Like any good myth - they rebelled against their overlord father and threw him down so they could rule. But they all know he had more knowledge and power he never shared. Power that would let them travel faster than light and leave the solar system.
That power gets found - and they discover the reason no alien signals have ever reached them from outside the solar system...
In a lot of ways this reminded me of Simon Green's Nightside books. That type of fiction of people, creatures and powers but instead of a fantasy / religious setting it's a science fiction / galaxy setting.

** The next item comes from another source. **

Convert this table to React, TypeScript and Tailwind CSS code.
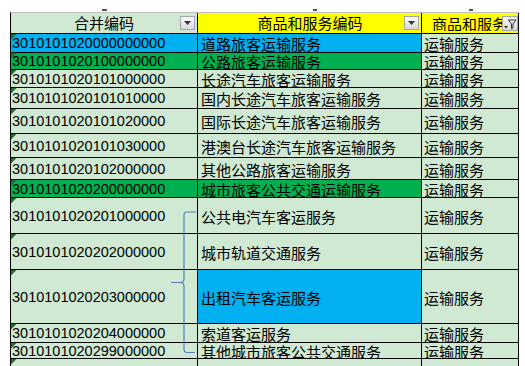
import React from 'react';

const LIGHT = '#cfe9d2';
const BLUE = '#00b0f0';
const GREEN = '#00b050';

type Row = {
  code: string;
  name: string;
  h: number;
  c1?: string;
  c2?: string;
};

const rows: Row[] = [
  { code: '3010101020000000000', name: '道路旅客运输服务', h: 19, c1: BLUE, c2: BLUE },
  { code: '3010101020100000000', name: '公路旅客运输服务', h: 17, c1: GREEN, c2: GREEN },
  { code: '3010101020101000000', name: '长途汽车旅客运输服务', h: 18 },
  { code: '3010101020101010000', name: '国内长途汽车旅客运输服务', h: 21 },
  { code: '3010101020101020000', name: '国际长途汽车旅客运输服务', h: 25 },
  { code: '3010101020101030000', name: '港澳台长途汽车旅客运输服务', h: 24 },
  { code: '3010101020102000000', name: '其他公路旅客运输服务', h: 22 },
  { code: '3010101020200000000', name: '城市旅客公共交通运输服务', h: 18, c1: GREEN, c2: GREEN },
  { code: '3010101020201000000', name: '公共电汽车客运服务', h: 36 },
  { code: '3010101020202000000', name: '城市轨道交通服务', h: 36 },
  { code: '3010101020203000000', name: '出租汽车客运服务', h: 54, c2: BLUE },
  { code: '3010101020204000000', name: '索道客运服务', h: 19 },
  { code: '3010101020299000000', name: '其他城市旅客公共交通服务', h: 16 },
];

const cjk = { fontFamily: '"Noto Sans CJK SC", "Liberation Sans", sans-serif' };
const num = { fontFamily: '"Liberation Sans", "Noto Sans CJK SC", sans-serif' };

function DropButton() {
  return (
    <div className="w-[15px] h-[14px] shrink-0 border border-[#a7a7a7] bg-gradient-to-b from-[#fbfbfb] to-[#d9d9d9] flex items-center justify-center">
      <svg width="7" height="4" viewBox="0 0 7 4">
        <path d="M0 0 L7 0 L3.5 4 Z" fill="#333" />
      </svg>
    </div>
  );
}

function FilterButton() {
  return (
    <div className="w-[16px] h-[15px] shrink-0 border border-[#a7a7a7] bg-gradient-to-b from-[#fbfbfb] to-[#d9d9d9] flex items-end justify-center">
      <svg width="14" height="12" viewBox="0 0 14 12">
        <path d="M1 8 L5 8 L3 10.5 Z" fill="#333" />
        <path d="M5.5 2 L13 2 L10 6 L10 10 L8.5 10.8 L8.5 6 Z" fill="none" stroke="#333" strokeWidth="1" />
      </svg>
    </div>
  );
}

function Marker() {
  return (
    <svg className="absolute left-0 top-0" width="6" height="6" viewBox="0 0 6 6">
      <path d="M0 0 L5.5 0 L0 5.5 Z" fill="#1f6f2a" />
    </svg>
  );
}

export default function App() {
  return (
    <div className="w-[525px] h-[366px] overflow-hidden bg-white text-black">
      <div className="ml-[10px] w-[509px]">
        {/* column letter remnants above the header */}
        <div className="flex h-[12px] pl-px">
          <div className="w-[187px] flex items-end justify-center pb-px">
            <div className="w-[5px] h-[2px] bg-[#555]" />
          </div>
          <div className="w-[224px] flex items-end justify-center pb-px pl-[10px]">
            <div className="w-[4px] h-[2px] bg-[#555]" />
          </div>
          <div className="w-[97px] flex items-end justify-center pb-px">
            <div className="w-[4px] h-[2px] bg-[#555]" />
          </div>
        </div>

        <div className="relative border-t border-t-[#bfbfbf] border-l border-l-black">
          {/* header */}
          <div className="flex h-[21px]">
            <div
              className="w-[187px] flex items-center border-r border-b border-black pl-[17px] pr-[2px] pb-px"
              style={{ background: LIGHT }}
            >
              <span className="flex-1 text-center text-[15px] leading-none" style={cjk}>
                合并编码
              </span>
              <DropButton />
            </div>
            <div className="w-[224px] flex items-center border-r border-b border-black bg-[#ffff00] pl-[18px] pr-[2px] pb-px">
              <span className="flex-1 text-center text-[15px] leading-none" style={cjk}>
                商品和服务编码
              </span>
              <DropButton />
            </div>
            <div className="w-[97px] flex items-center border-r border-b border-black bg-[#ffff00] overflow-hidden">
              <span className="flex-1 overflow-hidden whitespace-nowrap pl-[10px] text-[15px] leading-none" style={cjk}>
                商品和服务
              </span>
              <FilterButton />
            </div>
          </div>

          {rows.map((r) => (
            <div key={r.code} className="flex" style={{ height: r.h }}>
              <div
                className="relative w-[187px] flex items-center border-r border-b border-black pl-[1px] pt-px"
                style={{ background: r.c1 ?? LIGHT }}
              >
                <Marker />
                <span className="text-[14.5px] leading-none" style={num}>
                  {r.code}
                </span>
              </div>
              <div
                className="w-[224px] flex items-center border-r border-b border-black pl-[3px] pt-px"
                style={{ background: r.c2 ?? LIGHT }}
              >
                <span className="text-[15px] leading-none whitespace-nowrap" style={cjk}>
                  {r.name}
                </span>
              </div>
              <div
                className="w-[97px] flex items-center border-r border-b border-black pl-[2px] pt-px"
                style={{ background: LIGHT }}
              >
                <span className="text-[15px] leading-none" style={cjk}>
                  运输服务
                </span>
              </div>
            </div>
          ))}

          {/* partially visible next row */}
          <div className="flex h-[20px]">
            <div className="relative w-[187px] border-r border-black" style={{ background: LIGHT }}>
              <Marker />
            </div>
            <div className="w-[224px] border-r border-black" style={{ background: LIGHT }} />
            <div className="w-[97px] border-r border-black" style={{ background: LIGHT }} />
          </div>

          {/* hand-drawn brace spanning the city transit rows */}
          <svg
            className="absolute left-0 top-0 pointer-events-none"
            width="509"
            height="360"
            viewBox="0 0 509 360"
          >
            <path
              d="M185 199 L176 199 Q173 199 173 202 L173 266 Q173 269.5 169 269.5 L160 269.5 M169 269.5 Q173 269.5 173 273 L173 336 Q173 339.5 176 339.5 L184 339.5"
              fill="none"
              stroke="#5a7fb6"
              strokeWidth="1.2"
            />
          </svg>
        </div>
      </div>
    </div>
  );
}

Large and expressive ideas, but felt like weak execution. At this scale, it was hard for me to really understand what was being described a lot of the time, and I just have to take his word for it that macroscale engineering on a galactic scale and far-future manipulation of the fundamental laws of physics really can work like this. I am okay with this, generally speaking, but it did make it all seem a lot more remote and hard to comprehend compared to others of his writings that were more down-to-earth. The characters in his stories also felt a lot less real and more like caricatures: I didn't feel like any of them were as real or as memorable as Phaethon or Atkins from "the Golden Age" trilogy, or as Meneleus Montrose or Ximen del Azarchel from the "Count to Infinity" sequence. The ending was cool, but overall I found this book only okay, not fascinating like John C. Wright's other series' that I've loved so much.
I managed to "read" 40 something % of this before I put it down. Repetitious and boring. Its just a lot of damage, then magic, then repeating it again. I can see others liking it .. but not me.